18 years ago, the events of 9/11 captured the attention of the entire world and became a tragic place in American history. As America came under attack by terrorists, all of American air space was shut down, all planes were grounded.
Any planes that traveled along the east coast or were international, were grounded , for the most part, in Gander, Newfoundland. a total of 38 planes landed at the small airport, in a town of only 10, 000. 6, 700 passengers got off of those planes and into the arms of hospitality of Gander residents for a total of five days.
As each plane landed, and the passengers waited for news; the town bustled with activity. Volunteers readied makeshift shelters, every school, gym, community centre, church and campsites. Gander’s 500 hotel rooms were reserved for pilots and flight crews.
Bus drivers who were in the middle of a strike, put down picket their picket signs and held up themselves to help in any way they could. Collections consisting of toiletries, clothes, toys, towels, toothbrushes, pillows, blankets and bedding piled up. For security reasons, passengers weren’t allowed to take checked bags, so the donations were a great resource.
Gander residents began to cook a lot. Grocery store shelves were almost completely emptied. The local Walmart ran out of practically everything and the local hockey rink transformed into the world’s largest refrigerator for the enormous amount of cooking taking place.

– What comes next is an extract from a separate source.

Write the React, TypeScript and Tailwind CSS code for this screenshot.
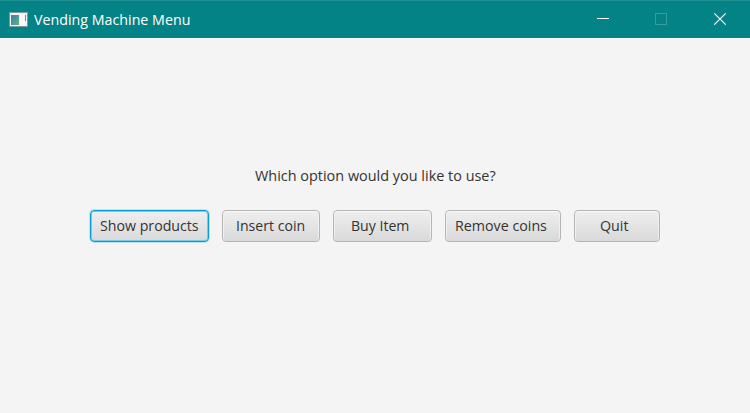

The helpful residents of Gander refused to accept money, though passengers later donated thousands to the town and created a scholarship fund for the children of Gander.
Because every year, as Sept. 11 reminds America of the unfiltered evil in our world, it’s also necessary to remind ourselves of the human capacity for kindness, selflessness and generosity. It also reminds us in Canada that opening our hearts with generosity isn’t always a bad thing.